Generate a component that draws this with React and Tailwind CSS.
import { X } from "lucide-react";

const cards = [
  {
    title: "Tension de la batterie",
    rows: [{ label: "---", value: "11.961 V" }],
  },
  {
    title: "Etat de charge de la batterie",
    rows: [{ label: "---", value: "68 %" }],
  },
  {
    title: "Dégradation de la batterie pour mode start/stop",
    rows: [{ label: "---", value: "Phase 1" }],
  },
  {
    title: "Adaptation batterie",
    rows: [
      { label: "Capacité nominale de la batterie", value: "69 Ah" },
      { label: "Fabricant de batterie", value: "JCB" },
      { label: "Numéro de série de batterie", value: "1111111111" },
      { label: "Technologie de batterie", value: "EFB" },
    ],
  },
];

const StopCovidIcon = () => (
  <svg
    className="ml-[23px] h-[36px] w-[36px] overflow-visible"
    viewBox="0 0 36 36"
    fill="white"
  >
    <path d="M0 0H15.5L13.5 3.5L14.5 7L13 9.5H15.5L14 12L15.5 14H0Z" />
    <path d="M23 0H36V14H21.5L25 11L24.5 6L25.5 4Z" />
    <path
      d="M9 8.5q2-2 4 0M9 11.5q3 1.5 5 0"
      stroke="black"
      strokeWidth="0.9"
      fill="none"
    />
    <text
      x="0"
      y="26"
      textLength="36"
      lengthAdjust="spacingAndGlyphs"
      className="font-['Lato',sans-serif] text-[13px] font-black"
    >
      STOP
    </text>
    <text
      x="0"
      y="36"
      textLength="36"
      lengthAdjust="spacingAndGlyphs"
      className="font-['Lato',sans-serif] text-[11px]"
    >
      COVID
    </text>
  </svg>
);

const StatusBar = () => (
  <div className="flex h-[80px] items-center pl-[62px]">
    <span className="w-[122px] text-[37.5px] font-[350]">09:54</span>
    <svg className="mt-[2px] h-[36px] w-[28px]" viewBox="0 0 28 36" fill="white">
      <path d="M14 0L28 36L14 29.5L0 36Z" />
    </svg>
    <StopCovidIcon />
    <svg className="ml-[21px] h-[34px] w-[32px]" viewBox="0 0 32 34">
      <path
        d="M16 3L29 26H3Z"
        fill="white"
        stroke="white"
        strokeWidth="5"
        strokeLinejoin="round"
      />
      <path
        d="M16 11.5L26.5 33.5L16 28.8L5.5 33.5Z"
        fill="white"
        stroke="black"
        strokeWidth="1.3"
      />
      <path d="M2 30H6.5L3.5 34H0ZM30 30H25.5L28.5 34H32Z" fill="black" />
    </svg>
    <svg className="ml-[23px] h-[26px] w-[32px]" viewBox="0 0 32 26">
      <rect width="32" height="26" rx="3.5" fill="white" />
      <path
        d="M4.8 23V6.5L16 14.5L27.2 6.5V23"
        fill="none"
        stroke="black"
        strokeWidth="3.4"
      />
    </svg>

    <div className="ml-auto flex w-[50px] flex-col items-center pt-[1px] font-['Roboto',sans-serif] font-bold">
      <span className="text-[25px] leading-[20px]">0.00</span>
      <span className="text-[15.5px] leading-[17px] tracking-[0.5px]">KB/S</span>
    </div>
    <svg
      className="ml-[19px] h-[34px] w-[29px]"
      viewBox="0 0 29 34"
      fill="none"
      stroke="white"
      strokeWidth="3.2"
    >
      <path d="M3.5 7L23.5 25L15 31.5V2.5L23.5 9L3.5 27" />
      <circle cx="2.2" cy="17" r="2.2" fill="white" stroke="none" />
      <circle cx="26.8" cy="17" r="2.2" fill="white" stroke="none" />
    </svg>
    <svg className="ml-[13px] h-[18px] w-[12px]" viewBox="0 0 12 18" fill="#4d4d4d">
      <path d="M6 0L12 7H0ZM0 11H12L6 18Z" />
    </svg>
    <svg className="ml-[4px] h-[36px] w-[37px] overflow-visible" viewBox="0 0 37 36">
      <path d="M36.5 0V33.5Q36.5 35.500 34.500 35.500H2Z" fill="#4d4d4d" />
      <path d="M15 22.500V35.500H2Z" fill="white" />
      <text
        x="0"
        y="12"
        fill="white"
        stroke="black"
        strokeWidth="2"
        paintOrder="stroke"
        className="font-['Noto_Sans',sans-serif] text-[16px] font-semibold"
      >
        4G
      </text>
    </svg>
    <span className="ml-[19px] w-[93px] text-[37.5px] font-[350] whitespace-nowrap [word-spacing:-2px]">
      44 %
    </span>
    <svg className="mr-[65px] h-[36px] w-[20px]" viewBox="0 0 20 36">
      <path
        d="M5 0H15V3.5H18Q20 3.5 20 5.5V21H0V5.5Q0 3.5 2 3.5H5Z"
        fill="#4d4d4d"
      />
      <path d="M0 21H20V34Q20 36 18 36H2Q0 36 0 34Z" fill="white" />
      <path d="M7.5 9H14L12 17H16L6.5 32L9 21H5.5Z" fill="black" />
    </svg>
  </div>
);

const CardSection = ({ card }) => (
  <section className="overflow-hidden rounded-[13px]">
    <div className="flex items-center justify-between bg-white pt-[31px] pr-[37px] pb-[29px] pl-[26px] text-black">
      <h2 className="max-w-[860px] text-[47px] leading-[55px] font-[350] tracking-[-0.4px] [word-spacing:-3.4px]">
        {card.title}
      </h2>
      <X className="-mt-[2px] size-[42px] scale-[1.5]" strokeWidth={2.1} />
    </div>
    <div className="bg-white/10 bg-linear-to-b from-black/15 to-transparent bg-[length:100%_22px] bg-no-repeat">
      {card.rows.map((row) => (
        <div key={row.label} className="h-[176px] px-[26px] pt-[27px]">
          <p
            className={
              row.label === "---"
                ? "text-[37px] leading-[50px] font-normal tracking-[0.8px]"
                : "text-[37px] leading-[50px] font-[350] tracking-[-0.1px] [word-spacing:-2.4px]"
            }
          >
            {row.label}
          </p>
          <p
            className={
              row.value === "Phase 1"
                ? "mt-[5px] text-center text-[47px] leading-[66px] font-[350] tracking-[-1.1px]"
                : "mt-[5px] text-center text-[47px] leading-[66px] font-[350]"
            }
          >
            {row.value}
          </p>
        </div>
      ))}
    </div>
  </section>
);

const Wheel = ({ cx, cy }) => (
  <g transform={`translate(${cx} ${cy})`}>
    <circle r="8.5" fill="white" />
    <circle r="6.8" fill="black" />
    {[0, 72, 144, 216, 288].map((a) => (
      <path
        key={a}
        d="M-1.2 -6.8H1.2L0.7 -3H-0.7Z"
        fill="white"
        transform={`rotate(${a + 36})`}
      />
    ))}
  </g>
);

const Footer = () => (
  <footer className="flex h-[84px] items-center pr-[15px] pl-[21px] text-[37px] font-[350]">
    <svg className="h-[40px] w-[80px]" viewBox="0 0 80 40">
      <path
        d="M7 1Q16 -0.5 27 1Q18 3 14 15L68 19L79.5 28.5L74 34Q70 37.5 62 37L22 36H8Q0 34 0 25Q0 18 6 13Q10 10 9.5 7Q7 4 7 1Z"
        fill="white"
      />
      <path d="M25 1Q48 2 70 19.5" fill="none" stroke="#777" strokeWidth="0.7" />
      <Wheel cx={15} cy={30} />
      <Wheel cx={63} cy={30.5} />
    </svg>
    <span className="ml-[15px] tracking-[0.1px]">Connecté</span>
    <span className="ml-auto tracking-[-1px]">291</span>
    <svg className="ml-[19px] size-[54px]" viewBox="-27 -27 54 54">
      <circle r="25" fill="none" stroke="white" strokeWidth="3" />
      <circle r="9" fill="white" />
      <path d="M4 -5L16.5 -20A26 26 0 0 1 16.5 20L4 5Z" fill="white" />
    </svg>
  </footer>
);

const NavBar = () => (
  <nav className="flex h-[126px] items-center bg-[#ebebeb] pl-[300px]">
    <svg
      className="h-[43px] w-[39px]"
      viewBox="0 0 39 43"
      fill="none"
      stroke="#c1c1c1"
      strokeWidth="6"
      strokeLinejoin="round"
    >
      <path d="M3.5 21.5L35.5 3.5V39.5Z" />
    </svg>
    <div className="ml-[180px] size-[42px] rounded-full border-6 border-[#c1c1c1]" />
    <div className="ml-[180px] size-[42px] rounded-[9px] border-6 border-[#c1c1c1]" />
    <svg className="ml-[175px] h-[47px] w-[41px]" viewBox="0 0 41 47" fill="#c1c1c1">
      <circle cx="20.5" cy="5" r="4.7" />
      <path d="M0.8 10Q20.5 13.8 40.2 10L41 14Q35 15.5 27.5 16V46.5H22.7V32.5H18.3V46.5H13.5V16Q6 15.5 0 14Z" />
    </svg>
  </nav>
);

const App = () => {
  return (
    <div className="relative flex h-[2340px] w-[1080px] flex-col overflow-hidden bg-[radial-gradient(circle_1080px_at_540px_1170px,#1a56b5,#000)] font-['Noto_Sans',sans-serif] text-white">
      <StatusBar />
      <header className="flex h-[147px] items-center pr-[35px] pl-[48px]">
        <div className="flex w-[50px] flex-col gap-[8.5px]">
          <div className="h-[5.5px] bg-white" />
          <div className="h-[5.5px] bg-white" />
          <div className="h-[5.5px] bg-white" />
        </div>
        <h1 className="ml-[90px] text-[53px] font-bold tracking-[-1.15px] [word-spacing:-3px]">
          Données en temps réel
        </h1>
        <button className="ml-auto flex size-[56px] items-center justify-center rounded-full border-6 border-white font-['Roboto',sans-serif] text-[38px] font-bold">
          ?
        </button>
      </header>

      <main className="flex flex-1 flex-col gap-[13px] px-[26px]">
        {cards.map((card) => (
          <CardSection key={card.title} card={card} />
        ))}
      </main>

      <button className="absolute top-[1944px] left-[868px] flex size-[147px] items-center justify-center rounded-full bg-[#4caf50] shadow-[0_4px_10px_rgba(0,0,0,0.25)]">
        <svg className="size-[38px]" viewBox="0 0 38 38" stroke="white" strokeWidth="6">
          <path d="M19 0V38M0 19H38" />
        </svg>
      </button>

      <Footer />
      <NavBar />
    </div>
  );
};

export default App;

--

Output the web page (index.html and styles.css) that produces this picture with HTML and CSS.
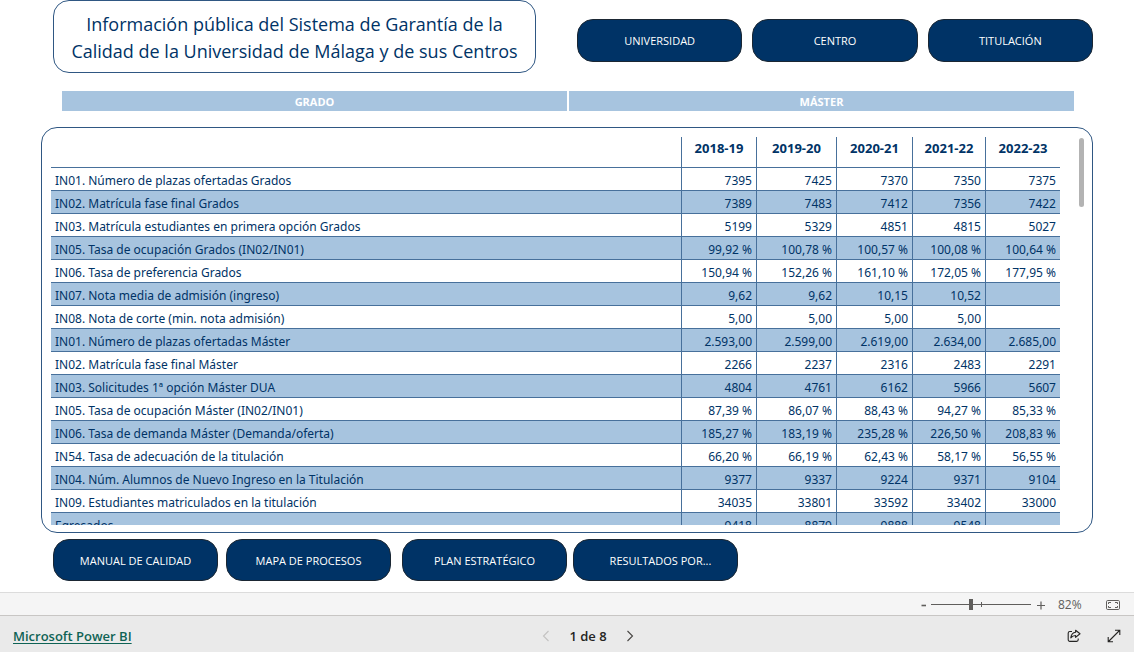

Do this
In the lines above, locate the string "with". Copy every line where it occurs.

The result
Generate a component that draws this with React and Tailwind CSS.
Output the web page (index.html and styles.css) that produces this picture with HTML and CSS.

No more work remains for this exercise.